There are so many things in this world that are bad for you, and plenty of people eager to lecture you about them. From GMO’s to CFO’s, it seems we can’t escape the madness. The only way to truly be safe is to build a bunker, line it with asbestos free insulation, and live there with no outside contact with the world. With my luck, however, it would probably leak and I would contract foot fungus.

There are times in life when you have to chuck logic out the window and just indulge in your guilty pleasure. Last night I was feeling a little sorry for myself. It’s one thing I truly excel at. My cranky hip is giving me grief so I was forced(oh the horror) to stop what I was doing and take a 20 minute Epsom Salt bath to relieve the pain. I realize this sounds like a luxury to a lot of women but stopping my evening routines to sit still is torturous to perpetual movers like me.

I picked out about 20 minutes worth of music on my Samsung Galaxy III phone(shameless plus) and leaned back to let the relief begin. I climbed from the tub about 25 minutes later and my husband said, “Juice Newton? Really?” You see, I had been caterwauling ‘Queen of Hearts’ about 10 minutes too long for him.

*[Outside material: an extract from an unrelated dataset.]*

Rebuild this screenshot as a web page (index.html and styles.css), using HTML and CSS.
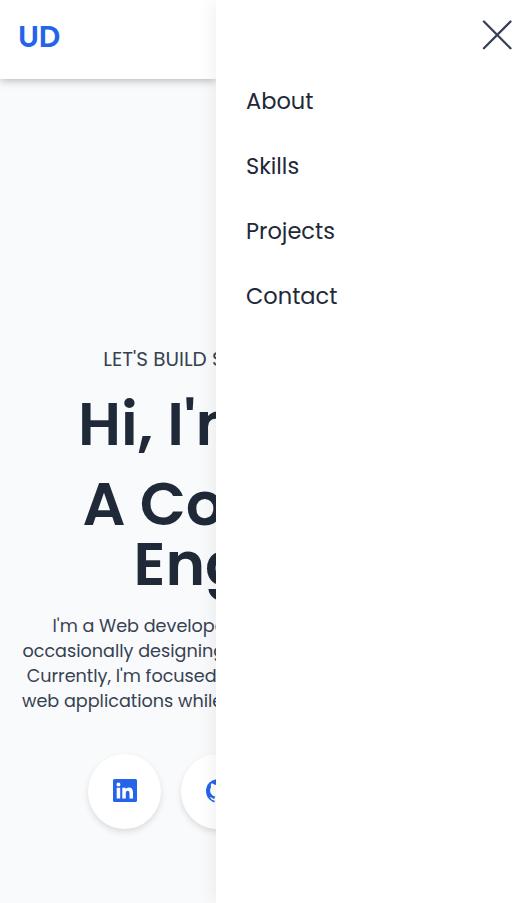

Juice Newton? Why not. I mean, she’s corny, catchy, and fills me with nostalgia. She wrote one of the greatest love/pain songs of all time back in the 80’s and it has stuck with me ever since. In fact, I cannot play a game of cards without singing that song every single time I see a queen of hearts, much to the chagrin of my middle son, who is completely addicted to all things cards. As far as guilty pleasures go, she has fewer calories than a bag of M&Ms, won’t fry my brain, like a narcotic, and she’s a “natural” mood enhancer that won’t cause caffeine withdrawals. In fact, now that I think about it, the only guilt I experience when rockin’ out to her grooves is the erroneous objections of my family. Juice Newton = BLISS!

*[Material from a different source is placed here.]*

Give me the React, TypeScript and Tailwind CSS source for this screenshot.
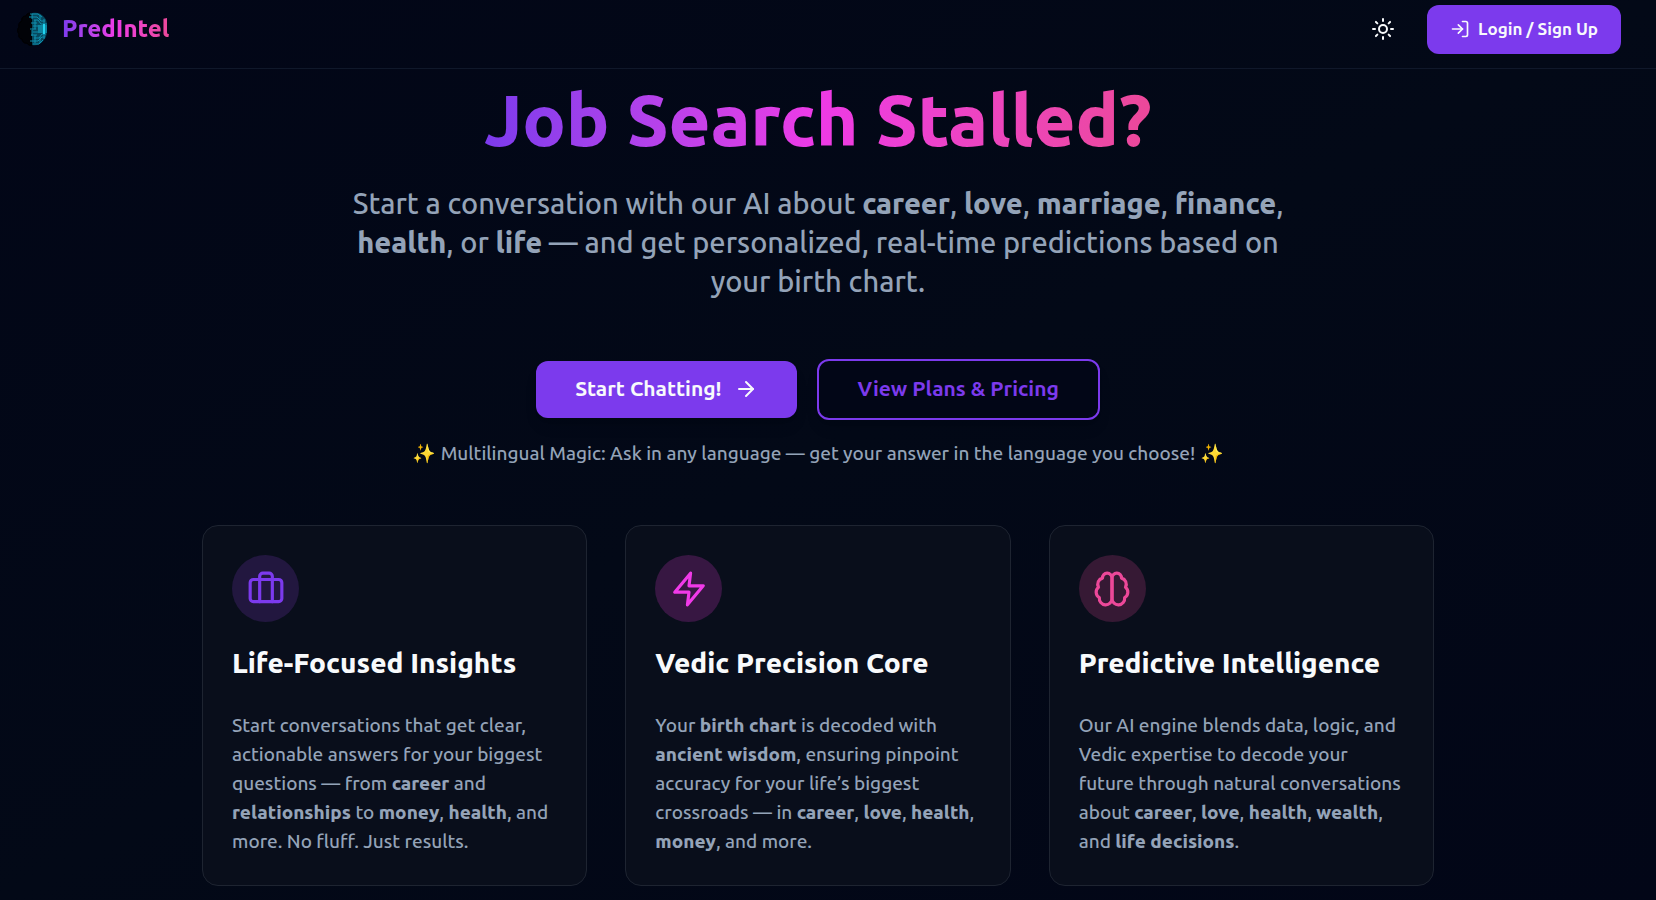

So, my inspirational advice for today is, if you have been eating too much ice cream(don’t scream at your son when he asks for it just because you know you can’t give him some and not eat it yourself) and want a good alternative, find your favorite jam and jam to your heart’s content. (Side effects may include eye rolling from spouse and children and endless teasing from friends but these effects are temporary and will subside within a few days)

1 Comment
  1. Haha, I still own that on a 45 record. It's in a stack in the back of my closet!